Aim of the task – Pictures stay out of this copy, which runs from the first line of the material through the line containing "3 3-1.34 3-3-1.34-3-3-3z'".

»»

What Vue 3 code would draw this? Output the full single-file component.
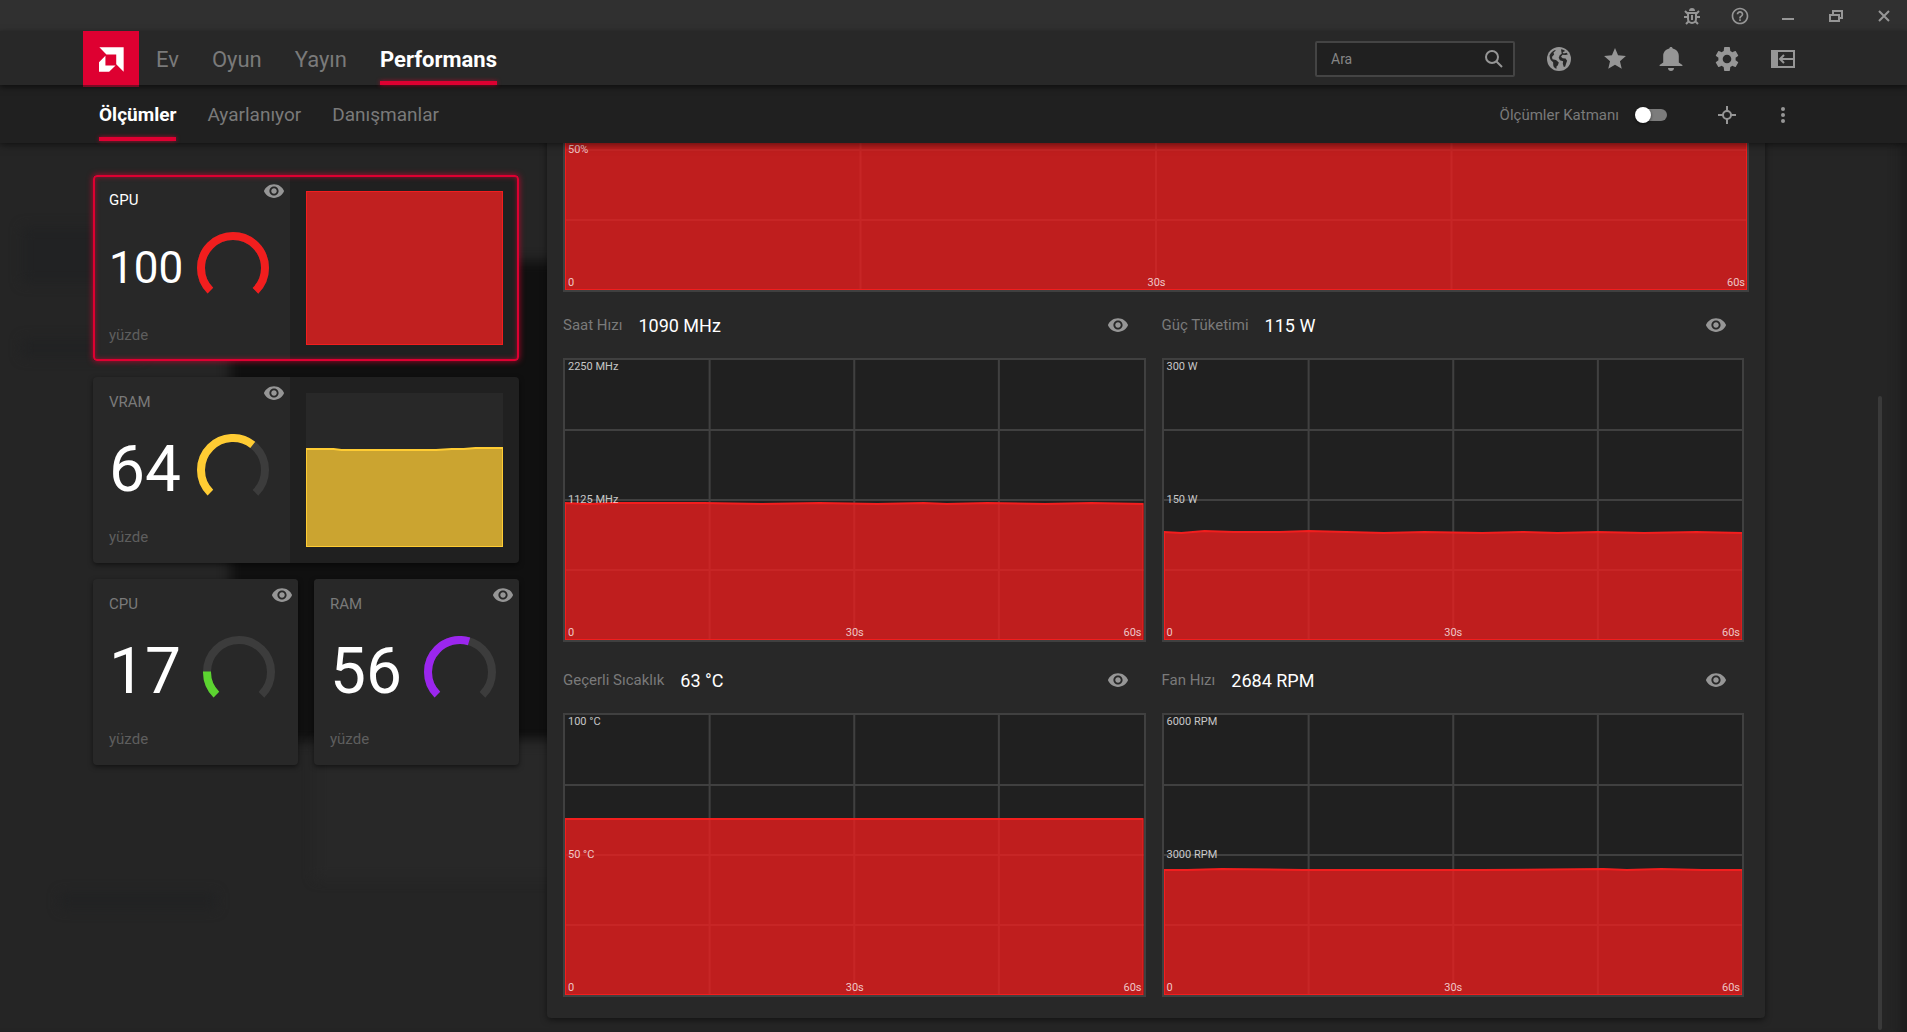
<script setup>
import { ref } from 'vue'

const search = ref('')
const overlay = ref(false)

const mainTabs = [
  { label: 'Ev' },
  { label: 'Oyun' },
  { label: 'Yayın' },
  { label: 'Performans', active: true }
]
const subTabs = [
  { label: 'Ölçümler', active: true },
  { label: 'Ayarlanıyor' },
  { label: 'Danışmanlar' }
]

const RED = '#f21e1e'
const EYE =
  'M12 4.5C7 4.5 2.73 7.61 1 12c1.73 4.39 6 7.5 11 7.5s9.27-3.11 11-7.5c-1.73-4.39-6-7.5-11-7.5z' +
  'M12 17c-2.76 0-5-2.24-5-5s2.24-5 5-5 5 2.24 5 5-2.24 5-5 5z' +
  'm0-8c-1.66 0-3 1.34-3 3s1.34 3 3 3 3-1.34 3-3-1.34-3-3-3z'

// Sparkline points are given in a 100 x 154 space, chart points in 100 x 280
const cards = [
  { id: 'gpu', name: 'GPU', value: 100, color: RED, wide: true, selected: true, points: '0,0 100,0' },
  {
    id: 'vram', name: 'VRAM', value: 64, color: '#ffcc33', wide: true,
    points: '0,56 14,56 18,57 66,57 74,56 80,56 86,55 100,55'
  },
  { id: 'cpu', name: 'CPU', value: 17, color: '#5cd430' },
  { id: 'ram', name: 'RAM', value: 56, color: '#9b26ee' }
]

const usage = { mid: '50%', points: '0,0 100,0' }
const metrics = [
  {
    name: 'Saat Hızı', value: '1090 MHz', max: '2250 MHz', mid: '1125 MHz',
    points: '0,143 4,144 8,143 18,143 24,143 34,144 44,143 54,144 62,143 66,144 73,143 83,144 91,143 100,144'
  },
  {
    name: 'Güç Tüketimi', value: '115 W', max: '300 W', mid: '150 W',
    points: '0,172 3,173 7,171 12,172 20,172 25,171 38,173 45,172 55,173 62,172 68,173 75,172 83,173 92,172 100,173'
  },
  {
    name: 'Geçerli Sıcaklık', value: '63 °C', max: '100 °C', mid: '50 °C',
    points: '0,104 100,104'
  },
  {
    name: 'Fan Hızı', value: '2684 RPM', max: '6000 RPM', mid: '3000 RPM',
    points: '0,155 4,155 10,154 24,155 33,155 42,155 55,155 76,154 80,155 86,154 93,155 100,155'
  }
]

const CIRC = 2 * Math.PI * 32
const arc = (percent) => `${(CIRC * 0.75 * percent) / 100} ${CIRC}`
const area = (points, height) => `0,${height} ${points} 100,${height}`
</script>

<template>
  <div class="app">
    <header class="titlebar">
      <button type="button" aria-label="Hata bildir">
        <svg viewBox="0 0 24 24" width="24" height="24" fill="none" stroke="currentColor" stroke-width="2">
          <path d="M8 9h8v6a4 4 0 0 1-8 0zM8 13H4M20 13h-4M8 10L5 7M16 10l3-3M9 17l-3 3M15 17l3 3M12 11v5" />
          <path d="M9 7a3 3 0 0 1 6 0z" fill="currentColor" stroke="none" />
        </svg>
      </button>
      <button type="button" aria-label="Yardım">
        <svg viewBox="0 0 24 24" width="20" height="20" fill="currentColor">
          <path d="M11 18h2v-2h-2v2zm1-16C6.48 2 2 6.48 2 12s4.48 10 10 10 10-4.48 10-10S17.52 2 12 2zm0 18c-4.41 0-8-3.59-8-8s3.59-8 8-8 8 3.59 8 8-3.59 8-8 8zm0-14c-2.21 0-4 1.79-4 4h2c0-1.1.9-2 2-2s2 .9 2 2c0 2-3 1.75-3 5h2c0-2.25 3-2.5 3-5 0-2.21-1.79-4-4-4z" />
        </svg>
      </button>
      <button type="button" aria-label="Küçült">
        <svg viewBox="0 0 24 24" width="24" height="24" fill="currentColor"><path d="M6 14h12v2H6z" /></svg>
      </button>
      <button type="button" aria-label="Önceki boyut">
        <svg viewBox="0 0 24 24" width="24" height="24" fill="none" stroke="currentColor" stroke-width="2">
          <path d="M6 11h9v6H6zM9 10V7h9v7h-3" />
        </svg>
      </button>
      <button type="button" aria-label="Kapat">
        <svg viewBox="0 0 24 24" width="24" height="24" fill="none" stroke="currentColor" stroke-width="2">
          <path d="M7 7l10 10M17 7L7 17" />
        </svg>
      </button>
    </header>

    <nav class="mainbar">
      <a class="logo" href="#" aria-label="AMD">
        <svg viewBox="0 0 74 74" width="25" height="25" fill="#fff">
          <path d="M1 1h72v72L51 51V22H22z" />
          <path d="M19 26v29h30L30 73H0V45z" />
        </svg>
      </a>
      <ul class="tabs">
        <li v-for="t in mainTabs" :key="t.label">
          <a href="#" :class="{ active: t.active }">{{ t.label }}</a>
        </li>
      </ul>
      <div class="tools">
        <label class="search">
          <input v-model="search" type="text" placeholder="Ara" aria-label="Ara" />
          <svg viewBox="0 0 20 20" width="20" height="20" fill="none" stroke="currentColor" stroke-width="2">
            <circle cx="8" cy="8" r="6" /><path d="M12 12l6 6" />
          </svg>
        </label>
        <button type="button" aria-label="Web">
          <svg viewBox="0 0 24 24" width="24" height="24">
            <circle cx="12" cy="12" r="12" fill="currentColor" />
            <path fill="#282828" d="M2.5 8.5C3.500 6 5.500 4 8 3l.8.6-2.300 2 .6 2-2.100 2.400.5 2.200 3.500.8 2.800 2.600-.9 2.600-1.400 1.400v2.200c-1.800-.6-2.800-1.600-3.200-3.300l-.2-3.300-2.400-2.200-.9-2.500z" />
            <path fill="#282828" d="M14 2.300c1.600.2 3 .8 4.200 1.600l-2.600 1.300 1 1.200 3.200-.6 1 1.600-2.400.6-2.900-.3-1.500 2 1.700 1.500 2.900.2 1.500 2.400-.9 2.500-1 3.200-1.400.6-1-3.400.3-2.400-3.200-1-1.200-2.500 1-2.500 2-1.500z" />
          </svg>
        </button>
        <button type="button" aria-label="Favoriler">
          <svg viewBox="1 1 22 22" width="24" height="24" fill="currentColor">
            <path d="M12 17.27L18.18 21l-1.64-7.03L22 9.24l-7.19-.61L12 2 9.19 8.63 2 9.24l5.46 4.73L5.82 21z" />
          </svg>
        </button>
        <button type="button" aria-label="Bildirimler">
          <svg viewBox="0 0 24 24" width="24" height="24" fill="currentColor">
            <path d="M12 0c-1 0-1.6.7-1.7 1.6C6.6 2.4 4.2 5.3 4.2 9v6.5L.6 18v1h22.800v-1l-3.600-2.500V9c0-3.700-2.400-6.600-6.100-7.400C13.600.7 13 0 12 0zM9 21h6c0 1.700-1.300 3-3 3s-3-1.300-3-3z" />
          </svg>
        </button>
        <button type="button" aria-label="Ayarlar">
          <svg viewBox="2 2 20 20" width="24" height="24" fill="currentColor">
            <path d="M19.140 12.940c.04-.3.06-.61.06-.94 0-.32-.02-.64-.07-.94l2.030-1.580c.18-.14.23-.41.12-.61l-1.920-3.320c-.12-.22-.37-.29-.59-.22l-2.390.96c-.5-.38-1.030-.7-1.620-.94L14.400 2.400c-.04-.24-.24-.41-.48-.41h-3.840c-.24 0-.43.17-.47.41L9.250 5.350C8.660 5.590 8.120 5.920 7.630 6.290L5.240 5.330c-.22-.08-.47 0-.59.22L2.740 8.870c-.12.21-.08.47.12.61l2.030 1.580c-.05.3-.09.63-.09.94s.02.64.07.94l-2.030 1.580c-.18.14-.23.41-.12.61l1.920 3.320c.12.22.37.29.59.22l2.390-.96c.5.38 1.030.7 1.620.94l.36 2.950c.05.24.24.41.48.41h3.840c.24 0 .44-.17.47-.41l.36-2.950c.59-.24 1.130-.56 1.620-.94l2.390.96c.22.08.47 0 .59-.22l1.920-3.320c.12-.22.07-.47-.12-.61l-2.010-1.580zM12 15.600c-1.980 0-3.600-1.620-3.600-3.600s1.620-3.600 3.600-3.600 3.600 1.620 3.600 3.600-1.620 3.600-3.600 3.600z" />
          </svg>
        </button>
        <button type="button" aria-label="Kenar çubuğu">
          <svg viewBox="0 0 24 24" width="24" height="24" fill="none" stroke="currentColor" stroke-width="2">
            <path d="M1 4h22v16H1z" /><path d="M0 3h7v18H0z" fill="currentColor" stroke="none" />
            <path d="M9 12h14M13 8l-4 4 4 4" />
          </svg>
        </button>
      </div>
    </nav>

    <nav class="subbar">
      <ul class="tabs small">
        <li v-for="t in subTabs" :key="t.label">
          <a href="#" :class="{ active: t.active }">{{ t.label }}</a>
        </li>
      </ul>
      <div class="tools">
        <label class="overlay">
          <span>Ölçümler Katmanı</span>
          <input v-model="overlay" class="switch" type="checkbox" />
        </label>
        <button type="button" class="target" aria-label="Konum">
          <svg viewBox="0 0 24 24" width="24" height="24" fill="none" stroke="currentColor" stroke-width="2">
            <circle cx="12" cy="12" r="4" /><path d="M12 3v5M12 16v5M3 12h5M16 12h5" />
          </svg>
        </button>
        <button type="button" aria-label="Diğer">
          <svg viewBox="0 0 24 24" width="24" height="24" fill="currentColor">
            <circle cx="12" cy="6" r="2" /><circle cx="12" cy="12" r="2" /><circle cx="12" cy="18" r="2" />
          </svg>
        </button>
      </div>
    </nav>

    <main class="content">
      <div class="backdrop" aria-hidden="true">
        <i class="shade window"></i>
        <i class="shade light"></i>
        <i class="shade line a"></i>
        <i class="shade line b"></i>
        <i class="shade line c"></i>
      </div>

      <div class="cards">
        <section
          v-for="c in cards"
          :key="c.id"
          class="card"
          :class="{ wide: c.wide, selected: c.selected }"
        >
          <div class="info">
            <button type="button" class="eye" aria-label="Göster">
              <svg viewBox="0 0 24 24" width="22" height="22" fill="currentColor"><path :d="EYE" /></svg>
            </button>
            <h2>{{ c.name }}</h2>
            <div class="reading">
              <span class="number" :class="{ long: c.value > 99 }">{{ c.value }}</span>
              <svg class="gauge" viewBox="0 0 72 72" width="72" height="72" fill="none" stroke-width="8">
                <g transform="rotate(135 36 36)">
                  <circle cx="36" cy="36" r="32" stroke="#3c3c3c" :stroke-dasharray="arc(100)" />
                  <circle cx="36" cy="36" r="32" :stroke="c.color" :stroke-dasharray="arc(c.value)" />
                </g>
              </svg>
            </div>
            <span class="unit">yüzde</span>
          </div>
          <div v-if="c.wide" class="spark">
            <svg viewBox="0 0 100 154" preserveAspectRatio="none">
              <polygon :points="area(c.points, 154)" :fill="c.color" fill-opacity="0.76" :stroke="c.color" />
            </svg>
          </div>
        </section>
      </div>

      <div class="panel">
        <div class="chart">
          <svg class="plot">
            <g class="grid">
              <line v-for="p in ['25%', '50%', '75%']" :key="'v' + p" :x1="p" :x2="p" y1="0" y2="100%" />
              <line v-for="p in ['25%', '50%', '75%']" :key="'h' + p" :y1="p" :y2="p" x1="0" x2="100%" />
            </g>
            <svg viewBox="0 0 100 280" preserveAspectRatio="none" width="100%" height="100%">
              <polygon class="fill" :points="area(usage.points, 280)" />
            </svg>
          </svg>
          <span class="tick mid">{{ usage.mid }}</span>
          <div class="axis"><span>0</span><span>30s</span><span>60s</span></div>
        </div>

        <div class="metrics">
          <section v-for="m in metrics" :key="m.name">
            <div class="head">
              <h3>{{ m.name }}</h3>
              <strong>{{ m.value }}</strong>
              <button type="button" aria-label="Göster">
                <svg viewBox="0 0 24 24" width="22" height="22" fill="currentColor"><path :d="EYE" /></svg>
              </button>
            </div>
            <div class="chart">
              <svg class="plot">
                <g class="grid">
                  <line v-for="p in ['25%', '50%', '75%']" :key="'v' + p" :x1="p" :x2="p" y1="0" y2="100%" />
                  <line v-for="p in ['25%', '50%', '75%']" :key="'h' + p" :y1="p" :y2="p" x1="0" x2="100%" />
                </g>
                <svg viewBox="0 0 100 280" preserveAspectRatio="none" width="100%" height="100%">
                  <polygon class="fill" :points="area(m.points, 280)" />
                </svg>
              </svg>
              <span class="tick max">{{ m.max }}</span>
              <span class="tick mid">{{ m.mid }}</span>
              <div class="axis"><span>0</span><span>30s</span><span>60s</span></div>
            </div>
          </section>
        </div>
      </div>

      <div class="scrollbar" aria-hidden="true"></div>
    </main>
  </div>
</template>

<style>
body {
  margin: 0;
  background: #252525;
}
</style>

<style scoped>
* {
  box-sizing: border-box;
}
.app {
  display: flex;
  flex-direction: column;
  height: 100vh;
  overflow: hidden;
  color: #fff;
  background: #252525;
  font-family: Roboto, "Noto Sans", sans-serif;
}
button {
  display: flex;
  align-items: center;
  justify-content: center;
  flex: none;
  width: 24px;
  height: 24px;
  padding: 0;
  border: 0;
  background: none;
  color: #969696;
}
svg {
  flex: none;
  display: block;
}
h2,
h3,
ul {
  margin: 0;
  padding: 0;
  list-style: none;
  font-weight: 400;
}
a {
  color: inherit;
  text-decoration: none;
}

.titlebar {
  display: flex;
  flex: none;
  align-items: center;
  justify-content: flex-end;
  gap: 24px;
  height: 31px;
  padding-right: 11px;
  background: #303030;
}
.mainbar,
.subbar {
  position: relative;
  display: flex;
  flex: none;
  padding-right: 112px;
}
.mainbar {
  z-index: 3;
  height: 54px;
  padding-left: 83px;
  background: #282828;
  box-shadow: 0 2px 6px rgba(0, 0, 0, 0.6);
}
.subbar {
  z-index: 2;
  height: 58px;
  padding-left: 99px;
  background: #202020;
  box-shadow: 0 1px 8px rgba(0, 0, 0, 0.6);
}
.logo {
  display: flex;
  align-items: center;
  justify-content: center;
  width: 56px;
  background: #de0031;
  border-bottom: 2px solid #7a0a24;
  height: 56px;
  padding-top: 2px;
}
.tabs {
  display: flex;
  gap: 33px;
  padding-left: 17px;
  color: #7a7a7a;
  font-size: 22px;
}
.tabs.small {
  gap: 31px;
  padding: 0 0 2px;
  font-size: 19px;
}
.tabs a {
  display: flex;
  align-items: center;
  height: 100%;
  padding-top: 2px;
}
.tabs li {
  position: relative;
}
.tabs .active {
  color: #fff;
  font-weight: 700;
}
.tabs .active::after {
  content: "";
  position: absolute;
  right: 0;
  bottom: 0;
  left: 0;
  height: 4px;
  background: #de0031;
  box-shadow: 0 0 4px rgba(222, 0, 49, 0.7);
}
.tools {
  display: flex;
  align-items: center;
  gap: 32px;
  margin-left: auto;
  padding-top: 2px;
}
.search {
  display: flex;
  align-items: center;
  width: 200px;
  height: 36px;
  padding: 0 9px 0 14px;
  border: 2px solid #444;
  border-radius: 2px;
  background: #202020;
  color: #969696;
}
.search input {
  flex: 1;
  min-width: 0;
  padding: 0;
  border: 0;
  outline: 0;
  background: none;
  color: #fff;
  font: inherit;
  font-size: 14px;
}
.search input::placeholder {
  color: #858585;
  opacity: 1;
}
.overlay {
  display: flex;
  align-items: center;
  gap: 16px;
  color: #7a7a7a;
  font-size: 15px;
}
.target {
  margin-left: 16px;
}
.switch {
  appearance: none;
  position: relative;
  width: 32px;
  height: 16px;
  margin: 0;
}
.switch::before {
  content: "";
  position: absolute;
  inset: 2px 0 2px 4px;
  border-radius: 6px;
  background: #7c7c7c;
}
.switch::after {
  content: "";
  position: absolute;
  top: 0;
  left: 0;
  width: 16px;
  height: 16px;
  border-radius: 50%;
  background: #fff;
  box-shadow: 0 1px 3px rgba(0, 0, 0, 0.6);
}
.switch:checked::after {
  left: 16px;
}

.content {
  position: relative;
  display: flex;
  flex: 1;
  align-items: flex-start;
  gap: 28px;
  min-height: 0;
  padding: 32px 142px 14px 93px;
  overflow: hidden;
  box-shadow: inset -16px 0 12px -10px #1c1c1c;
}
.backdrop {
  position: absolute;
  inset: 0;
}
.shade {
  position: absolute;
  filter: blur(6px);
}
.shade.window {
  top: 118px;
  left: 230px;
  width: 700px;
  height: 480px;
  background: #101010;
}
.shade.light {
  top: 600px;
  left: 315px;
  width: 600px;
  height: 136px;
  background: #282828;
}
.shade.line {
  background: #212223;
}
.shade.a {
  top: 84px;
  left: 22px;
  width: 120px;
  height: 56px;
}
.shade.b {
  top: 196px;
  left: 22px;
  width: 120px;
  height: 18px;
}
.shade.c {
  top: 750px;
  left: 60px;
  width: 156px;
  height: 16px;
}

.cards {
  position: relative;
  display: grid;
  flex: 0 0 426px;
  grid-template-columns: 1fr 1fr;
  gap: 16px;
}
.card {
  position: relative;
  display: flex;
  height: 186px;
  border-radius: 4px;
  background: #202020;
  box-shadow: 0 2px 5px rgba(0, 0, 0, 0.5);
  overflow: hidden;
}
.card.wide {
  grid-column: span 2;
}
.card.selected {
  box-shadow: 0 0 6px rgba(222, 0, 49, 0.8);
}
.card.selected::after {
  content: "";
  position: absolute;
  inset: 0;
  border: 2px solid #de0031;
  border-radius: 4px;
  box-shadow: inset 0 0 5px rgba(222, 0, 49, 0.6);
  pointer-events: none;
}
.info {
  position: relative;
  display: flex;
  flex: 1;
  flex-direction: column;
  padding: 15px 23px 16px 16px;
  background: #282828;
}
.wide .info {
  flex: 0 0 197px;
  padding-right: 21px;
}
.eye {
  position: absolute;
  top: 4px;
  right: 4px;
}
.info h2,
.unit {
  color: #7a7a7a;
  font-size: 15px;
  line-height: 20px;
}
.info .unit {
  color: #5e5e5e;
}
.selected .info h2 {
  color: #fff;
}
.reading {
  display: flex;
  flex: 1;
  align-items: center;
  justify-content: space-between;
}
.number {
  font-size: 64px;
  line-height: 72px;
}
.number.long {
  font-size: 44px;
}
.spark {
  flex: 1;
  padding: 16px;
}
.spark svg {
  width: 100%;
  height: 100%;
  background: #282828;
}
.spark polygon {
  stroke-width: 2;
  vector-effect: non-scaling-stroke;
}

.panel {
  position: relative;
  flex: 1;
  align-self: flex-end;
  min-width: 0;
  padding: 16px;
  border-radius: 4px;
  background: #282828;
  box-shadow: 0 2px 6px rgba(0, 0, 0, 0.5);
}
.metrics {
  display: grid;
  grid-template-columns: 1fr 1fr;
  gap: 0 16px;
  padding-right: 5px;
}
.metrics section {
  padding-bottom: 5px;
}
.head {
  display: flex;
  align-items: center;
  gap: 16px;
  height: 66px;
  padding-right: 16px;
}
.head h3 {
  color: #7a7a7a;
  font-size: 15px;
}
.head strong {
  font-size: 18px;
  font-weight: 400;
}
.head button {
  margin-left: auto;
}
.chart {
  position: relative;
  height: 284px;
  border: 2px solid #404040;
  background: #202020;
}
.plot {
  width: 100%;
  height: 100%;
}
.grid line {
  stroke: #404040;
  stroke-width: 2;
}
.fill {
  fill: #f21e1e;
  fill-opacity: 0.76;
  stroke: #f21e1e;
  stroke-width: 2;
  vector-effect: non-scaling-stroke;
}
.tick,
.axis {
  position: absolute;
  left: 3px;
  color: rgba(255, 255, 255, 0.75);
  font-size: 11px;
  line-height: 14px;
}
.tick.max {
  top: 0;
}
.tick.mid {
  top: 133px;
}
.axis {
  right: 2px;
  bottom: 0;
  display: grid;
  grid-template-columns: 1fr auto 1fr;
}
.axis span:last-child {
  text-align: right;
}

.scrollbar {
  position: absolute;
  right: 25px;
  bottom: 2px;
  width: 4px;
  height: 634px;
  border-radius: 2px;
  background: #3a3a3a;
}
</style>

««

Answer to the exercise –
What Vue 3 code would draw this? Output the full single-file component.
<script setup>
import { ref } from 'vue'

const search = ref('')
const overlay = ref(false)

const mainTabs = [
  { label: 'Ev' },
  { label: 'Oyun' },
  { label: 'Yayın' },
  { label: 'Performans', active: true }
]
const subTabs = [
  { label: 'Ölçümler', active: true },
  { label: 'Ayarlanıyor' },
  { label: 'Danışmanlar' }
]

const RED = '#f21e1e'
const EYE =
  'M12 4.5C7 4.5 2.73 7.61 1 12c1.73 4.39 6 7.5 11 7.5s9.27-3.11 11-7.5c-1.73-4.39-6-7.5-11-7.5z' +
  'M12 17c-2.76 0-5-2.24-5-5s2.24-5 5-5 5 2.24 5 5-2.24 5-5 5z' +
  'm0-8c-1.66 0-3 1.34-3 3s1.34 3 3 3 3-1.34 3-3-1.34-3-3-3z'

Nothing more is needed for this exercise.